* START Data *

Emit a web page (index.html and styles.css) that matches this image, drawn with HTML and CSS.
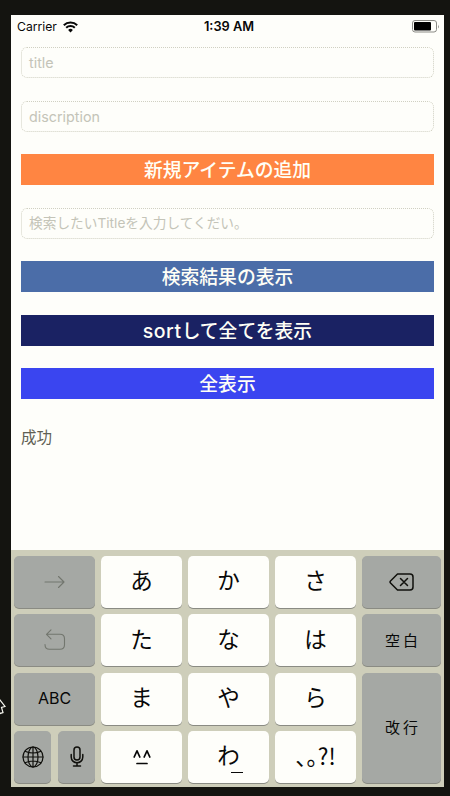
FILE: index.html
```html
<!DOCTYPE html>
<html lang="ja">
<head>
<meta charset="utf-8">
<title>アイテム</title>
<link rel="stylesheet" href="styles.css">
</head>
<body>
<main class="phone">
  <header class="status">
    <div class="carrier"><span>Carrier</span>
      <svg class="wifi" viewBox="0 0 15 12" width="15" height="12"><path d="M.8 4.200a9.600 9.600 0 0 1 13.400 0M3.200 6.800a6.100 6.100 0 0 1 8.600 0" fill="none" stroke="#080808" stroke-width="2"/><path d="M5.100 8.900a3.400 3.400 0 0 1 4.800 0L7.500 11.400z" fill="#080808"/></svg>
    </div>
    <div class="time">1:39 AM</div>
    <svg class="battery" viewBox="0 0 28 13" width="28" height="13"><rect x=".5" y=".5" width="24" height="11.500" rx="2.500" fill="none" stroke="#8b8b86"/><rect x="2" y="2" width="17" height="8.500" rx="1" fill="#000"/><path d="M26 4.500v4q1.500-2 0-4" fill="#8b8b86"/></svg>
  </header>
  <section class="form">
    <div class="field">title</div>
    <div class="field">discription</div>
    <div class="button orange">新規アイテムの追加</div>
    <div class="field search">検索したいTitleを入力してくだい。</div>
    <div class="button blue">検索結果の表示</div>
    <div class="button navy"><span><span class="latin">sort</span>して全てを表示</span></div>
    <div class="button bright">全表示</div>
    <p class="result">成功</p>
  </section>
  <section class="keyboard">
    <div class="key gray"><svg class="dim" viewBox="0 0 22 14" width="22" height="14"><path d="M1 7h19M14.500 1.500 20 7l-5.500 5.500"/></svg></div>
    <div class="key">あ</div><div class="key">か</div><div class="key">さ</div>
    <div class="key gray"><svg class="ink" viewBox="0 0 25 18" width="25" height="18"><path d="M8.500 1H21q3 0 3 3v10q0 3-3 3H8.500L1.500 10q-1-1 0-2zM11.500 5.500l7 7M18.500 5.500l-7 7"/></svg></div>
    <div class="key gray"><svg class="dim" viewBox="0 0 22 22" width="22" height="22"><path d="M7 .8 2.500 5.300 7 9.800M2.500 5.300H16q4.500 0 4.500 4.500v6q0 4.500-4.500 4.500H5.500Q1 20.300 1 15.500"/></svg></div>
    <div class="key">た</div><div class="key">な</div><div class="key">は</div>
    <div class="key gray word">空白</div>
    <div class="key gray abc">ABC</div>
    <div class="key">ま</div><div class="key">や</div><div class="key">ら</div>
    <div class="key gray word enter">改行</div>
    <div class="pair">
      <div class="key gray"><svg class="ink globe" viewBox="0 0 22 22" width="22" height="22"><circle cx="11" cy="11" r="10"/><ellipse cx="11" cy="11" rx="5" ry="10"/><path d="M11 1v20M1 11h20M3 5.200q8 3.600 16 0M3 16.800q8-3.600 16 0"/></svg></div>
      <div class="key gray"><svg class="ink" viewBox="0 0 14 21" width="14" height="21"><rect x="4" y="1" width="6" height="13" rx="3"/><path d="M1.200 8.500V11a5.800 5.800 0 0 0 11.600 0V8.500M7 17v3M3.500 20h7"/></svg></div>
    </div>
    <div class="key"><svg class="face" viewBox="0 0 18 16" width="18" height="16"><path d="M1.200 8 4 1.800 6.800 8M11.200 8 14 1.800 16.800 8M4 14.500h10"/></svg></div>
    <div class="key wa">わ<span class="bar"></span></div>
    <div class="key punct">、。?!</div>
  </section>
</main>
<svg class="cursor" viewBox="0 0 7 18" width="7" height="18"><path d="M-3-2 5 8.500 1.500 9.500 3 14.500 0 15.500-3 9" fill="#111110" stroke="#f5f5ee" stroke-width="1.200"/></svg>
</body>
</html>
```
FILE: styles.css
```css
* { box-sizing: border-box; }
body {
  margin: 0;
  height: 796px;
  padding: 15px 6px 9px 11px;
  background: #141410;
  overflow: hidden;
  font-family: Inter, "Noto Sans CJK JP", sans-serif;
  color: #080808;
}
.phone {
  height: 772px;
  background: #fefefa;
  display: flex;
  flex-direction: column;
}
.status {
  height: 23px;
  padding: 0 4px 0 6px;
  display: grid;
  grid-template-columns: 1fr auto 1fr;
  align-items: center;
  font-size: 12.2px;
}
.carrier { display: flex; align-items: center; gap: 6px; }
.time { font-weight: 600; font-size: 12.8px; padding-left: 1px; }
.battery { justify-self: end; margin-top: -1px; }
.form { flex: 1; padding: 9px 10px 0; }
.field, .button { height: 31px; margin-bottom: 22.5px; }
.field {
  border: 1px dotted #d0d0c2;
  border-radius: 6px;
  padding-left: 7px;
  line-height: 29px;
  font-size: 14.3px;
  color: #c4c4b8;
}
.search { font-size: 13.7px; }
.button {
  display: flex;
  align-items: center;
  justify-content: center;
  color: #fffff6;
  font-size: 18.8px;
  font-weight: 500;
  line-height: 31px;
  padding-top: 2px;
}
.latin { font-size: 19.5px; letter-spacing: .5px; }
.orange { background: #ff8542; }
.blue { background: #4b6da8; }
.navy { background: #1a2263; }
.bright { background: #3a45f0; }
.result { margin: 0; font-size: 15.5px; line-height: 31px; color: #606054; }
.keyboard {
  height: 237px;
  padding: 6px 3px 4px;
  background: #ceceba;
  display: grid;
  grid-template-columns: 81px 81px 81px 81px 79px;
  grid-template-rows: repeat(4, 52px);
  gap: 6.4px 6px;
}
.key {
  border-radius: 5px;
  background: #fefefa;
  box-shadow: 0 1px 0 #8a8b83;
  display: flex;
  align-items: center;
  justify-content: center;
  padding-bottom: 1px;
  font-size: 22.5px;
  line-height: 1;
}
.gray { background: #a5a8a4; }
.pair { display: grid; grid-template-columns: 37px 37px; gap: 7px; }
.enter { grid-column: 5; grid-row: 3 / span 2; }
.key.word { font-size: 15px; letter-spacing: 3px; padding: 0 0 0 3px; }
.abc { font-size: 16px; }
.key svg { fill: none; stroke-linecap: round; stroke-linejoin: round; }
.dim { stroke: #72766e; stroke-width: 1.1; }
.ink { stroke: #10100c; stroke-width: 1.5; }
.globe { stroke-width: 1.2; }
.face { stroke: #080808; stroke-width: 1.7; }
.wa { position: relative; }
.bar { position: absolute; left: 43px; top: 41px; width: 12px; height: 1px; background: #080808; }
.key.punct {
  font-family: "Noto Sans CJK JP", sans-serif;
  font-feature-settings: "halt";
  padding-bottom: 4px;
}
.cursor { position: absolute; left: 0; top: 698px; }
```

* END Data *

Your objective: Please write out all of the material above without changing a word, and omit any pictures.

Output:
Emit a web page (index.html and styles.css) that matches this image, drawn with HTML and CSS.
FILE: index.html
```html
<!DOCTYPE html>
<html lang="ja">
<head>
<meta charset="utf-8">
<title>アイテム</title>
<link rel="stylesheet" href="styles.css">
</head>
<body>
<main class="phone">
  <header class="status">
    <div class="carrier"><span>Carrier</span>
      <svg class="wifi" viewBox="0 0 15 12" width="15" height="12"><path d="M.8 4.200a9.600 9.600 0 0 1 13.400 0M3.200 6.800a6.100 6.100 0 0 1 8.600 0" fill="none" stroke="#080808" stroke-width="2"/><path d="M5.100 8.900a3.400 3.400 0 0 1 4.800 0L7.500 11.400z" fill="#080808"/></svg>
    </div>
    <div class="time">1:39 AM</div>
    <svg class="battery" viewBox="0 0 28 13" width="28" height="13"><rect x=".5" y=".5" width="24" height="11.500" rx="2.500" fill="none" stroke="#8b8b86"/><rect x="2" y="2" width="17" height="8.500" rx="1" fill="#000"/><path d="M26 4.500v4q1.500-2 0-4" fill="#8b8b86"/></svg>
  </header>
  <section class="form">
    <div class="field">title</div>
    <div class="field">discription</div>
    <div class="button orange">新規アイテムの追加</div>
    <div class="field search">検索したいTitleを入力してくだい。</div>
    <div class="button blue">検索結果の表示</div>
    <div class="button navy"><span><span class="latin">sort</span>して全てを表示</span></div>
    <div class="button bright">全表示</div>
    <p class="result">成功</p>
  </section>
  <section class="keyboard">
    <div class="key gray"><svg class="dim" viewBox="0 0 22 14" width="22" height="14"><path d="M1 7h19M14.500 1.500 20 7l-5.500 5.500"/></svg></div>
    <div class="key">あ</div><div class="key">か</div><div class="key">さ</div>
    <div class="key gray"><svg class="ink" viewBox="0 0 25 18" width="25" height="18"><path d="M8.500 1H21q3 0 3 3v10q0 3-3 3H8.500L1.500 10q-1-1 0-2zM11.500 5.500l7 7M18.500 5.500l-7 7"/></svg></div>
    <div class="key gray"><svg class="dim" viewBox="0 0 22 22" width="22" height="22"><path d="M7 .8 2.500 5.300 7 9.800M2.500 5.300H16q4.500 0 4.500 4.500v6q0 4.500-4.500 4.500H5.500Q1 20.300 1 15.500"/></svg></div>
    <div class="key">た</div><div class="key">な</div><div class="key">は</div>
    <div class="key gray word">空白</div>
    <div class="key gray abc">ABC</div>
    <div class="key">ま</div><div class="key">や</div><div class="key">ら</div>
    <div class="key gray word enter">改行</div>
    <div class="pair">
      <div class="key gray"><svg class="ink globe" viewBox="0 0 22 22" width="22" height="22"><circle cx="11" cy="11" r="10"/><ellipse cx="11" cy="11" rx="5" ry="10"/><path d="M11 1v20M1 11h20M3 5.200q8 3.600 16 0M3 16.800q8-3.600 16 0"/></svg></div>
      <div class="key gray"><svg class="ink" viewBox="0 0 14 21" width="14" height="21"><rect x="4" y="1" width="6" height="13" rx="3"/><path d="M1.200 8.500V11a5.800 5.800 0 0 0 11.600 0V8.500M7 17v3M3.500 20h7"/></svg></div>
    </div>
    <div class="key"><svg class="face" viewBox="0 0 18 16" width="18" height="16"><path d="M1.200 8 4 1.800 6.800 8M11.200 8 14 1.800 16.800 8M4 14.500h10"/></svg></div>
    <div class="key wa">わ<span class="bar"></span></div>
    <div class="key punct">、。?!</div>
  </section>
</main>
<svg class="cursor" viewBox="0 0 7 18" width="7" height="18"><path d="M-3-2 5 8.500 1.500 9.500 3 14.500 0 15.500-3 9" fill="#111110" stroke="#f5f5ee" stroke-width="1.200"/></svg>
</body>
</html>
```
FILE: styles.css
```css
* { box-sizing: border-box; }
body {
  margin: 0;
  height: 796px;
  padding: 15px 6px 9px 11px;
  background: #141410;
  overflow: hidden;
  font-family: Inter, "Noto Sans CJK JP", sans-serif;
  color: #080808;
}
.phone {
  height: 772px;
  background: #fefefa;
  display: flex;
  flex-direction: column;
}
.status {
  height: 23px;
  padding: 0 4px 0 6px;
  display: grid;
  grid-template-columns: 1fr auto 1fr;
  align-items: center;
  font-size: 12.2px;
}
.carrier { display: flex; align-items: center; gap: 6px; }
.time { font-weight: 600; font-size: 12.8px; padding-left: 1px; }
.battery { justify-self: end; margin-top: -1px; }
.form { flex: 1; padding: 9px 10px 0; }
.field, .button { height: 31px; margin-bottom: 22.5px; }
.field {
  border: 1px dotted #d0d0c2;
  border-radius: 6px;
  padding-left: 7px;
  line-height: 29px;
  font-size: 14.3px;
  color: #c4c4b8;
}
.search { font-size: 13.7px; }
.button {
  display: flex;
  align-items: center;
  justify-content: center;
  color: #fffff6;
  font-size: 18.8px;
  font-weight: 500;
  line-height: 31px;
  padding-top: 2px;
}
.latin { font-size: 19.5px; letter-spacing: .5px; }
.orange { background: #ff8542; }
.blue { background: #4b6da8; }
.navy { background: #1a2263; }
.bright { background: #3a45f0; }
.result { margin: 0; font-size: 15.5px; line-height: 31px; color: #606054; }
.keyboard {
  height: 237px;
  padding: 6px 3px 4px;
  background: #ceceba;
  display: grid;
  grid-template-columns: 81px 81px 81px 81px 79px;
  grid-template-rows: repeat(4, 52px);
  gap: 6.4px 6px;
}
.key {
  border-radius: 5px;
  background: #fefefa;
  box-shadow: 0 1px 0 #8a8b83;
  display: flex;
  align-items: center;
  justify-content: center;
  padding-bottom: 1px;
  font-size: 22.5px;
  line-height: 1;
}
.gray { background: #a5a8a4; }
.pair { display: grid; grid-template-columns: 37px 37px; gap: 7px; }
.enter { grid-column: 5; grid-row: 3 / span 2; }
.key.word { font-size: 15px; letter-spacing: 3px; padding: 0 0 0 3px; }
.abc { font-size: 16px; }
.key svg { fill: none; stroke-linecap: round; stroke-linejoin: round; }
.dim { stroke: #72766e; stroke-width: 1.1; }
.ink { stroke: #10100c; stroke-width: 1.5; }
.globe { stroke-width: 1.2; }
.face { stroke: #080808; stroke-width: 1.7; }
.wa { position: relative; }
.bar { position: absolute; left: 43px; top: 41px; width: 12px; height: 1px; background: #080808; }
.key.punct {
  font-family: "Noto Sans CJK JP", sans-serif;
  font-feature-settings: "halt";
  padding-bottom: 4px;
}
.cursor { position: absolute; left: 0; top: 698px; }
```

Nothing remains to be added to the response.